Thursday, April 18, 2024

Looking Back On The Original 1947 “Nightmare Alley”

By Eve O’Dea 

Per Turner Classic Movie’s Eddie Muller, the impetus for “Nightmare Alley’s” production came from its star, certified dreamboat Tyrone Power. Power had found his screen success during the previous decade as an archetypical swashbuckler of period romantic dramas, a sort of unofficial successor to the likes of Douglas Fairbanks Sr. Power believed “Nightmare Alley” would help him develop a reputation as a serious actor with the range to take on more dramatically challenging roles.

As the alluring but crooked con artist Stanton Carlisle, Power convincingly portrays a desperate man corrupted by the fantasy of the American dream. With his matinee-idol good looks, audiences can easily see how one could be swindled by such a charming man, only to have the rug pulled out from under them once the lights come up. Though perhaps shocking to contemporary audiences, modern viewers will be all too familiar with a man willing to destroy his own personal reputation for a chance at public success. So convinced by his own cult of personality, Carlisle’s wings eventually melt, sending him tumbling into a sea of gloom and desperation.
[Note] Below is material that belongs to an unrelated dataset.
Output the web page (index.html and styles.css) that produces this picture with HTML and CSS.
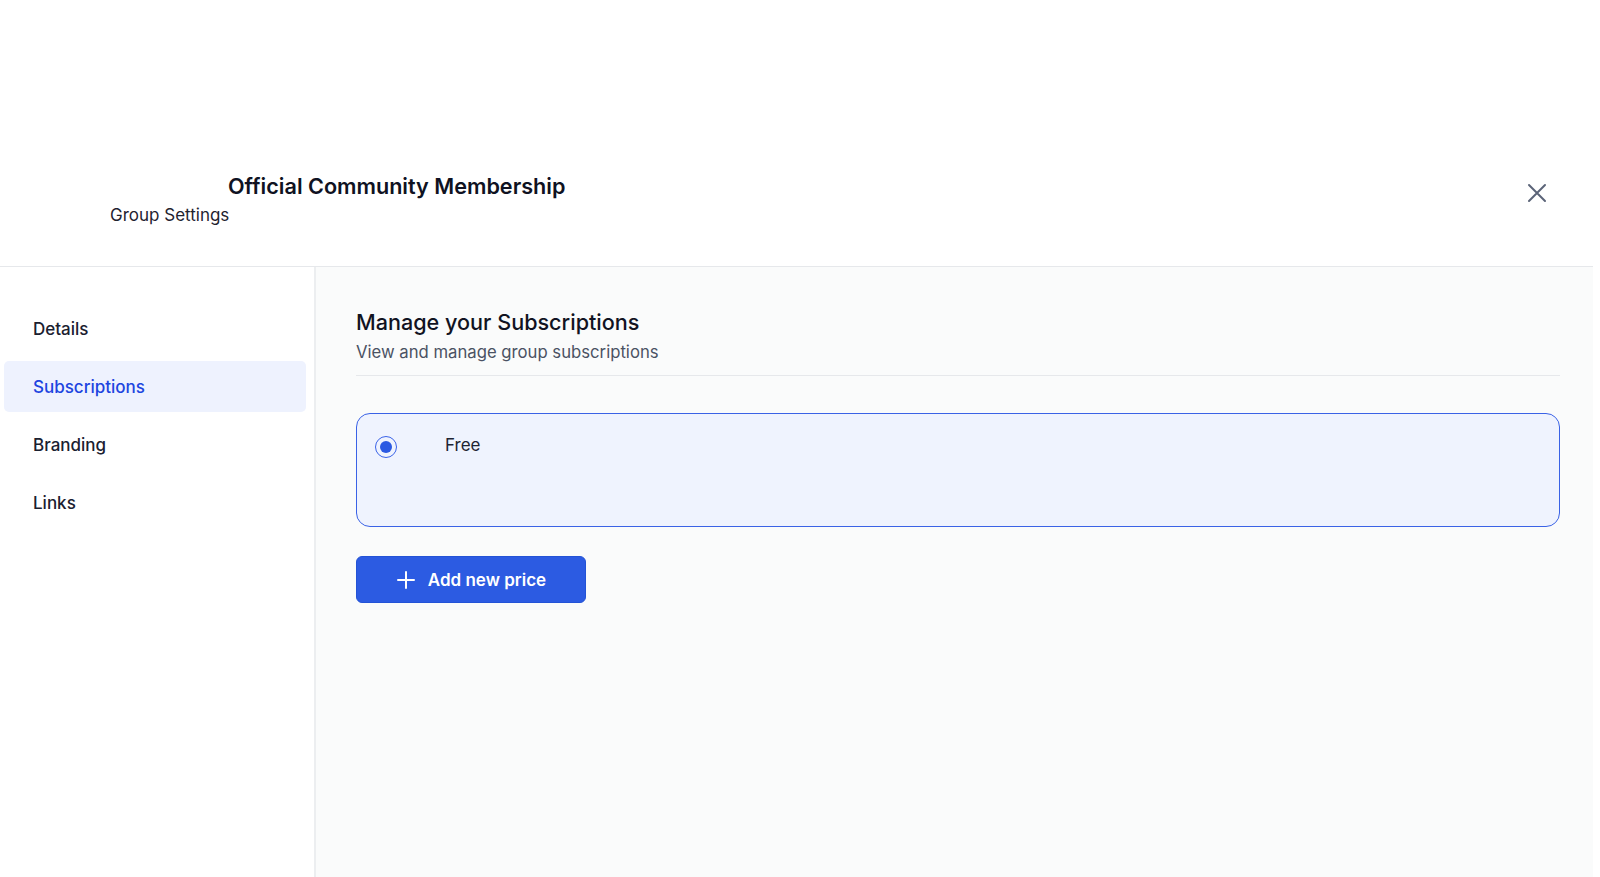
FILE: index.html
```html
<!DOCTYPE html>
<html lang="en">
<head>
    <meta charset="UTF-8">
    <meta name="viewport" content="width=device-width, initial-scale=1.0">
    <title>Group Settings</title>
    <link rel="stylesheet" href="styles.css">
</head>
<body>

    <div class="page">
        <!-- Header -->
        <header class="header">
            <div class="header-text">
                <h1 class="group-title">Official Community Membership</h1>
                <p class="group-sub">Group Settings</p>
            </div>
            <button class="close-btn" aria-label="Close">
                <svg viewBox="0 0 20 20" width="20" height="20">
                    <path d="M2 2 L18 18 M18 2 L2 18" stroke="#5b6478" stroke-width="2" stroke-linecap="round" fill="none"/>
                </svg>
            </button>
        </header>

        <div class="layout">
            <!-- Sidebar -->
            <nav class="sidebar">
                <a class="nav-item">Details</a>
                <a class="nav-item active">Subscriptions</a>
                <a class="nav-item">Branding</a>
                <a class="nav-item">Links</a>
            </nav>

            <!-- Main -->
            <main class="main">
                <div class="section-head">
                    <h2 class="section-title">Manage your Subscriptions</h2>
                    <p class="section-sub">View and manage group subscriptions</p>
                </div>

                <div class="price-card">
                    <span class="radio"><span class="radio-dot"></span></span>
                    <span class="price-name">Free</span>
                </div>

                <button class="add-btn">
                    <svg viewBox="0 0 20 20" width="20" height="20">
                        <path d="M10 2 V18 M2 10 H18" stroke="#ffffff" stroke-width="2" stroke-linecap="round" fill="none"/>
                    </svg>
                    Add new price
                </button>
            </main>
        </div>
    </div>

</body>
</html>
```

FILE: styles.css
```css
/* Base */
* { box-sizing: border-box; }

body {
    margin: 0;
    background-color: #ffffff;
    font-family: Inter, "Noto Sans", sans-serif;
    color: #111827;
}

.page {
    width: calc(100% - 7px);
    height: 877px;
    display: flex;
    flex-direction: column;
}

/* Header */
.header {
    height: 267px;
    flex-shrink: 0;
    display: flex;
    align-items: flex-start;
    justify-content: space-between;
    padding: 173px 46px 0 110px;
    border-bottom: 1px solid #e6e8eb;
}

.group-title {
    margin: 0 0 0 118px;
    font-size: 21.6px;
    line-height: 26px;
    font-weight: 600;
    color: #0f1222;
}

.group-sub {
    margin: 5px 0 0;
    font-size: 17px;
    line-height: 22px;
    color: #1f2330;
}

.close-btn {
    margin-top: 10px;
    padding: 0;
    border: none;
    background: transparent;
    width: 20px;
    height: 20px;
    cursor: pointer;
}

/* Layout */
.layout {
    flex: 1;
    display: flex;
}

/* Sidebar */
.sidebar {
    width: 316px;
    flex-shrink: 0;
    padding: 36px 8px 0 4px;
    border-right: 2px solid #eceef0;
    display: flex;
    flex-direction: column;
    gap: 7px;
}

.nav-item {
    height: 51px;
    display: flex;
    align-items: center;
    padding-left: 29px;
    border-radius: 5px;
    font-size: 17px;
    font-weight: 450;
    color: #1a2030;
    cursor: pointer;
}

.nav-item.active {
    background-color: #eef2fe;
    color: #1d45e0;
}

/* Main */
.main {
    flex: 1;
    background-color: #fafbfb;
    padding: 41px 33px 0 40px;
}

.section-head {
    padding-bottom: 11px;
    border-bottom: 1px solid #e6e8eb;
}

.section-title {
    margin: 0;
    font-size: 21.6px;
    line-height: 28px;
    font-weight: 500;
    color: #111322;
}

.section-sub {
    margin: 4px 0 0;
    font-size: 16.7px;
    line-height: 24px;
    color: #4a5263;
}

.price-card {
    margin-top: 37px;
    height: 114px;
    border: 1.5px solid #3a62e6;
    border-radius: 14px;
    background-color: #eff3fe;
    display: flex;
    align-items: flex-start;
    padding: 22px 18px;
}

.radio {
    width: 22px;
    height: 22px;
    border: 1.5px solid #3b63e8;
    border-radius: 50%;
    display: flex;
    align-items: center;
    justify-content: center;
}

.radio-dot {
    width: 12px;
    height: 12px;
    border-radius: 50%;
    background-color: #2b59e2;
}

.price-name {
    margin-left: 48px;
    font-size: 17px;
    line-height: 18px;
    color: #1e2433;
}

.add-btn {
    margin-top: 29px;
    width: 230px;
    height: 47px;
    border: 1px solid #2353d6;
    border-radius: 6px;
    background-color: #2c5be2;
    color: #ffffff;
    font-family: Inter, "Noto Sans", sans-serif;
    font-size: 17px;
    font-weight: 600;
    display: flex;
    align-items: center;
    justify-content: center;
    gap: 12px;
    cursor: pointer;
}
```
At Power’s side is a more than capable cast of supporting characters. The Great Stanton’s life is primarily defined by his relationships with women, all of whom represent a different possibility of his life’s outcome. Joan Blondell is most remembered for her time as a staple of pre-code cinema, in roles filled with wisecracks, wit, and sex appeal (“Public Enemy,” “Footlight Parade,” “Gold Diggers of 1933”). Blondell often found herself in supporting but memorable roles as the years went on. As Zeena, a washed-out fortune teller, Blondell conveys a character mourning a life of missed opportunity, having been given a chance at fame only to be discarded for the next best thing.
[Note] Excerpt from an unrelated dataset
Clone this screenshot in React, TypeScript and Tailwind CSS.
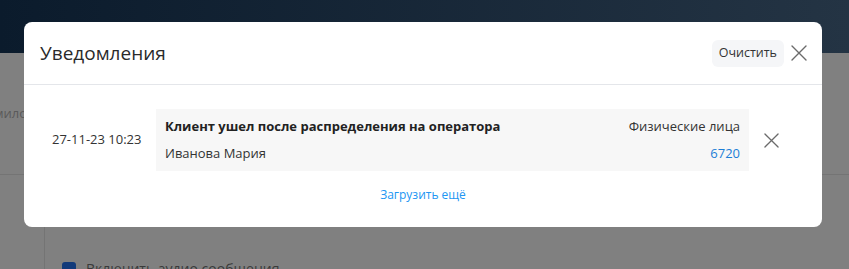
import React from 'react';

const CloseIcon = ({ className }: { className?: string }) => (
  <svg
    className={className}
    viewBox="0 0 16 16"
    fill="none"
    stroke="currentColor"
    strokeWidth={1.4}
    strokeLinecap="round"
  >
    <path d="M1 1L15 15M15 1L1 15" />
  </svg>
);

const App = () => {
  return (
    <div
      className="relative h-[269px] w-[849px] overflow-hidden bg-[#808080] text-[#333]"
      style={{ fontFamily: '"Open Sans", "Noto Sans", sans-serif' }}
    >
      {/* page behind the overlay */}
      <div className="h-[53px] w-full bg-gradient-to-r from-[#0b1b2c] to-[#243444]" />
      <div className="flex h-[122px] items-center border-b border-[#747474]">
        <span className="-ml-[6px] text-[13px] text-[#5a5a5a]">милоз</span>
      </div>
      <div className="flex h-[94px]">
        <div className="w-[45px] border-r border-[#747474]" />
        <div className="flex-1 pt-[83px] pl-[17px]">
          <div className="flex items-center gap-[10px]">
            <div className="h-[14px] w-[14px] rounded-[3px] bg-[#123a7a]" />
            <span className="text-[14px] text-[#3a3a3a]">Включить аудио сообщения</span>
          </div>
        </div>
      </div>

      {/* modal */}
      <div className="absolute left-[24px] top-[22px] w-[798px] rounded-[8px] bg-white">
        <div className="flex h-[63px] items-center justify-between border-b border-[#e4e6ea] pl-[16px] pr-[15px]">
          <h2 className="text-[19px] font-medium text-[#2a2a2a]">Уведомления</h2>
          <div className="flex items-center gap-[7px]">
            <button className="h-[27px] rounded-[6px] bg-[#f5f6f8] px-[7px] text-[12.5px] text-[#333]">
              Очистить
            </button>
            <CloseIcon className="h-[16px] w-[16px] text-[#6b6b6b]" />
          </div>
        </div>
        <div className="flex flex-col items-center pt-[24px] pb-[23px]">
          <div className="flex w-full items-center">
            <span className="w-[132px] pl-[28px] text-[13px] text-[#333]">27-11-23 10:23</span>
            <div className="flex h-[62px] w-[593px] flex-col justify-center gap-[8px] bg-[#f7f7f7] px-[9px]">
              <div className="flex justify-between text-[13px]">
                <span className="font-bold text-[#222]">Клиент ушел после распределения на оператора</span>
                <span className="text-[#333]">Физические лица</span>
              </div>
              <div className="flex justify-between text-[13px]">
                <span className="text-[#333]">Иванова Мария</span>
                <span className="text-[#1c7ed6]">6720</span>
              </div>
            </div>
            <CloseIcon className="ml-[15px] h-[15px] w-[15px] text-[#6b6b6b]" />
          </div>
          <a className="mt-[15px] text-[12px] text-[#2196f3]">Загрузить ещё</a>
        </div>
      </div>
    </div>
  );
};

export default App;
As the naive, impressionable ‘electric girl’ Molly, Coleen Gray gives a convincing performance as a woman unaware of her own agency and power, one who relies on those around her to determine the outcome of her life. This provides one of the more questionable casting choices for the 2021 version. Given Rooney Mara’s past history playing dynamic, versatile, and cryptic characters, she finds herself underused in this role as a girl lost in this world of trickery and deception.

On the other hand, the decision to cast Cate Blanchett as psychiatrist Lilith Ritter could not have been more obvious. Sultry, cunning, and with a signature deep voice, actress Helen Walker easily reminds modern audiences of the hypnotic Blanchett. As a character who never shows her cards, Walker is effectively one step ahead of the other characters and the audience, who are unable to look away from her manipulative grasp.


Director Edmund Goulding may not be remembered as one of the all-time greats. Still, his career of over forty years clearly demonstrates an undeniable capability of storytelling and visual artistry. One of his most outstanding achievements as a director is that of the Best Picture-winning “Grand Hotel,” a criminally underrated gem of pre-code Hollywood so sophisticated in its composition it remains a timely character study almost ninety years after the fact. In “Nightmare Alley,” Goulding demonstrates his ability to elicit genuine, believable performances from a talented ensemble and shows his steady hand at producing effectively chilling imagery.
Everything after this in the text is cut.